Task objective: Lines that contain the string "full" are to be copied; leave out all others.
_ _ _
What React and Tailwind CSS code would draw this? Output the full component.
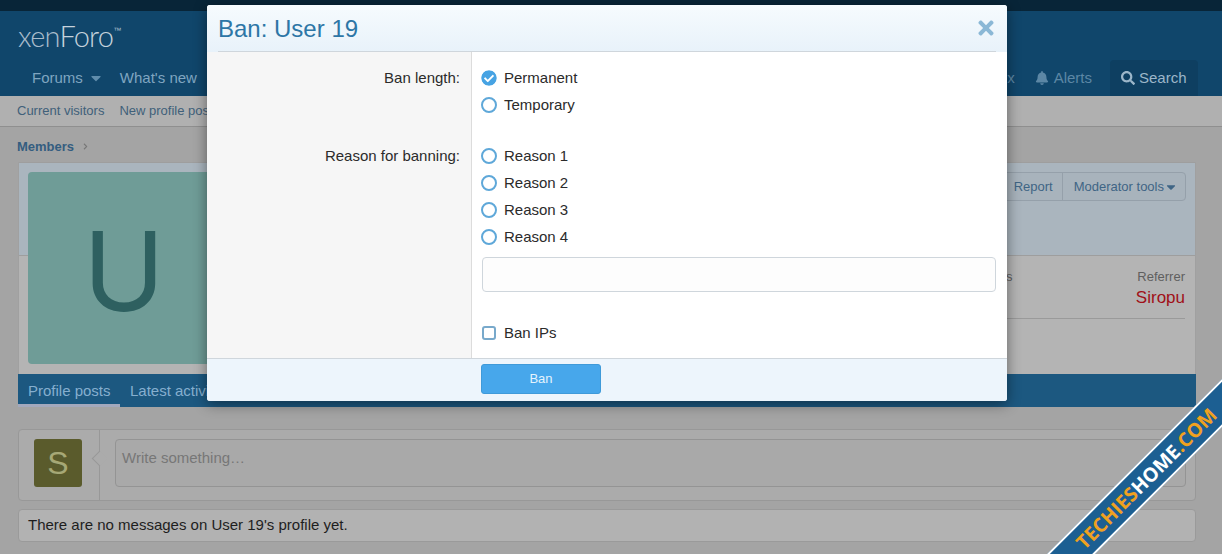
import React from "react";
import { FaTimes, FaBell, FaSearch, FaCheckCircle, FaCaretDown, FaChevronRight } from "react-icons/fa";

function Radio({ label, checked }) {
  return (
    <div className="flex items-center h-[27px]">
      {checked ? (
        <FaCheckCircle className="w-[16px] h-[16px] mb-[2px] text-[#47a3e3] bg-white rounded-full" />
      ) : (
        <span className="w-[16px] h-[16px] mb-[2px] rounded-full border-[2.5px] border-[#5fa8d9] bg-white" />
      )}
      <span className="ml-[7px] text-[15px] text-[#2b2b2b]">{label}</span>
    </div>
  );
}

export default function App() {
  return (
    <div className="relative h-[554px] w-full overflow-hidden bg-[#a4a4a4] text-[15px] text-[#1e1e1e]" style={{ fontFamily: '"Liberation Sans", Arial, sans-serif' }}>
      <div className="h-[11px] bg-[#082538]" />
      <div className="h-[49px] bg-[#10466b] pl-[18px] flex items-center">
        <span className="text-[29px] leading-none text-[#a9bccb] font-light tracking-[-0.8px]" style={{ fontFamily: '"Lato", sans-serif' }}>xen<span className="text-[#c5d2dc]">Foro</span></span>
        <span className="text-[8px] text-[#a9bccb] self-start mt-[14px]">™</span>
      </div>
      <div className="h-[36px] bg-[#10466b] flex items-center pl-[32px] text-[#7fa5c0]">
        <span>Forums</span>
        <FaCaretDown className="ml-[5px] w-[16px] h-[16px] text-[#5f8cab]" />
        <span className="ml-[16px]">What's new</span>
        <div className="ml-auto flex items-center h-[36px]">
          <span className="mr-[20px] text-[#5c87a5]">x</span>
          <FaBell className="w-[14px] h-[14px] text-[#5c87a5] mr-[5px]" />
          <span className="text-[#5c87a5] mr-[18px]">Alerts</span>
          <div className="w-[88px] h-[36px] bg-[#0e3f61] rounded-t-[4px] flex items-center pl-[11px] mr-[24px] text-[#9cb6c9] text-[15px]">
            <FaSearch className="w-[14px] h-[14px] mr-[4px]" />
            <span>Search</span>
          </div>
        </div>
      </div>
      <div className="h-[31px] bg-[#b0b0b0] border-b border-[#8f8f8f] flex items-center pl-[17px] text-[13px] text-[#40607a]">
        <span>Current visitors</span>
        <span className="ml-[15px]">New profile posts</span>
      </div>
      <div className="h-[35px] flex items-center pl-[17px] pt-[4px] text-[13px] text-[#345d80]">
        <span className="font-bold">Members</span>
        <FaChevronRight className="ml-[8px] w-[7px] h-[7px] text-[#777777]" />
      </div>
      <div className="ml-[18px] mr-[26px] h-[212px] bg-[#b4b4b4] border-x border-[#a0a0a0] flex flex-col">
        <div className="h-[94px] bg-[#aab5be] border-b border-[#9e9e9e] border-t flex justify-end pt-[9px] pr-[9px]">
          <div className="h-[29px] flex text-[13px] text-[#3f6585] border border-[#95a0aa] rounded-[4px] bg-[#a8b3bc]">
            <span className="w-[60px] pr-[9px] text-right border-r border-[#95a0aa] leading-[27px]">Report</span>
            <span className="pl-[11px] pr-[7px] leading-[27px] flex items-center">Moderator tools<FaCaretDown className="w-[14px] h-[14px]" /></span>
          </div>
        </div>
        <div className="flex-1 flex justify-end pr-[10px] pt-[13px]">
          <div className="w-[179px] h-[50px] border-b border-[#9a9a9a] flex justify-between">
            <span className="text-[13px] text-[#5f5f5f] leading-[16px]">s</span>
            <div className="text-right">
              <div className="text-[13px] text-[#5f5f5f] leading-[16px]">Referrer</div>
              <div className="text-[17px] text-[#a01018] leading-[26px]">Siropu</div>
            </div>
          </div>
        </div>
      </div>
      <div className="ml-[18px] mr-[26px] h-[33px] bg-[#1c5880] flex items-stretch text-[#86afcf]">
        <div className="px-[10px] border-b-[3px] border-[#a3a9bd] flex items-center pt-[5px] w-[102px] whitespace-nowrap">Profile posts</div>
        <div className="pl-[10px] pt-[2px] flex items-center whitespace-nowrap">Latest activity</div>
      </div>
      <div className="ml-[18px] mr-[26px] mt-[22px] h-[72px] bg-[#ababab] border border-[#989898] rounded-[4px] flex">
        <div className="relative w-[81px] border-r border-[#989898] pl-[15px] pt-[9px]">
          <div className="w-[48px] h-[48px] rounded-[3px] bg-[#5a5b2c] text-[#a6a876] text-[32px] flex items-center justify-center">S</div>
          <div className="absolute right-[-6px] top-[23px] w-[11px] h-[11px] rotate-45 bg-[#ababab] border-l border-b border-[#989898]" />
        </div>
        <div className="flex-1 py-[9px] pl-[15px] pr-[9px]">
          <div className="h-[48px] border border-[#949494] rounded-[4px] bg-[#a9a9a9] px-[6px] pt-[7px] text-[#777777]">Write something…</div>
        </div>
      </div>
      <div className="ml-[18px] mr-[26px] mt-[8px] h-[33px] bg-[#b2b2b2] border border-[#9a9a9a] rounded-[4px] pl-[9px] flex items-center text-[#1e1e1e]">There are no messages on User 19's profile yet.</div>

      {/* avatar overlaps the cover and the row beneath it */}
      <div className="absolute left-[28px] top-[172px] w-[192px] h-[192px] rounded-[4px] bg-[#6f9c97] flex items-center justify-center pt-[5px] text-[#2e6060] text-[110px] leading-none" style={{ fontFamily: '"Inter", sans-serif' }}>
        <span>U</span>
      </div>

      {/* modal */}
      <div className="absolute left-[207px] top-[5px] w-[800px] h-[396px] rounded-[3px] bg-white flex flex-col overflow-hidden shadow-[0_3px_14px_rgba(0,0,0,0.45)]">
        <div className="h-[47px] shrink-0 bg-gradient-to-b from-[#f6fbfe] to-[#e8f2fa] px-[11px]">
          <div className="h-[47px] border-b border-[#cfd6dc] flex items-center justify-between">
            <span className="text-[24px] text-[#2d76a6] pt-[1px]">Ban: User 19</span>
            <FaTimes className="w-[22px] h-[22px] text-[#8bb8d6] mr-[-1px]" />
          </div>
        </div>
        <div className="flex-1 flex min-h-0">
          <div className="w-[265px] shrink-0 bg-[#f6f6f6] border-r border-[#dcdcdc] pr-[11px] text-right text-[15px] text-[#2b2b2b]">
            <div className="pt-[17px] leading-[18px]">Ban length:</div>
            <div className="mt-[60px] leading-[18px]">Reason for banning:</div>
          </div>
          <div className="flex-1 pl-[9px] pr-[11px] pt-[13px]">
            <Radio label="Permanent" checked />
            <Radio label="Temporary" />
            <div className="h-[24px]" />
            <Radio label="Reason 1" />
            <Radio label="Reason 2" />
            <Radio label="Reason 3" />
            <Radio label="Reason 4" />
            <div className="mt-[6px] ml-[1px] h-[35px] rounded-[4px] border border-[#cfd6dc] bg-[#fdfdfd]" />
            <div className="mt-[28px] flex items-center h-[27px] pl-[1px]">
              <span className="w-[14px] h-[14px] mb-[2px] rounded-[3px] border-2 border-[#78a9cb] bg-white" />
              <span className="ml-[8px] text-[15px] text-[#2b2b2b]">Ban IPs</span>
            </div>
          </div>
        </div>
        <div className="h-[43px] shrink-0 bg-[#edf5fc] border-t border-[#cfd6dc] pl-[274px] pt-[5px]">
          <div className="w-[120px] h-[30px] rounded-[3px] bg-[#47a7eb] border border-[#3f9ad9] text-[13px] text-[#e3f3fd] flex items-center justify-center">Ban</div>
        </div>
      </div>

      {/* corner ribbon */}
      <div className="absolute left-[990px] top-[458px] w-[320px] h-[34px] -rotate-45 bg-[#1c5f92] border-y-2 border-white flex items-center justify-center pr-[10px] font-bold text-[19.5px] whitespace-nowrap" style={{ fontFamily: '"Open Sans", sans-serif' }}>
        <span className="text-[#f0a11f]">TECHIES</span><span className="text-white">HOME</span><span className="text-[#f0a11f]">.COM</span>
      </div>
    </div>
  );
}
_ _ _
Written solution:
What React and Tailwind CSS code would draw this? Output the full component.
        <FaCheckCircle className="w-[16px] h-[16px] mb-[2px] text-[#47a3e3] bg-white rounded-full" />
        <span className="w-[16px] h-[16px] mb-[2px] rounded-full border-[2.5px] border-[#5fa8d9] bg-white" />
    <div className="relative h-[554px] w-full overflow-hidden bg-[#a4a4a4] text-[15px] text-[#1e1e1e]" style={{ fontFamily: '"Liberation Sans", Arial, sans-serif' }}>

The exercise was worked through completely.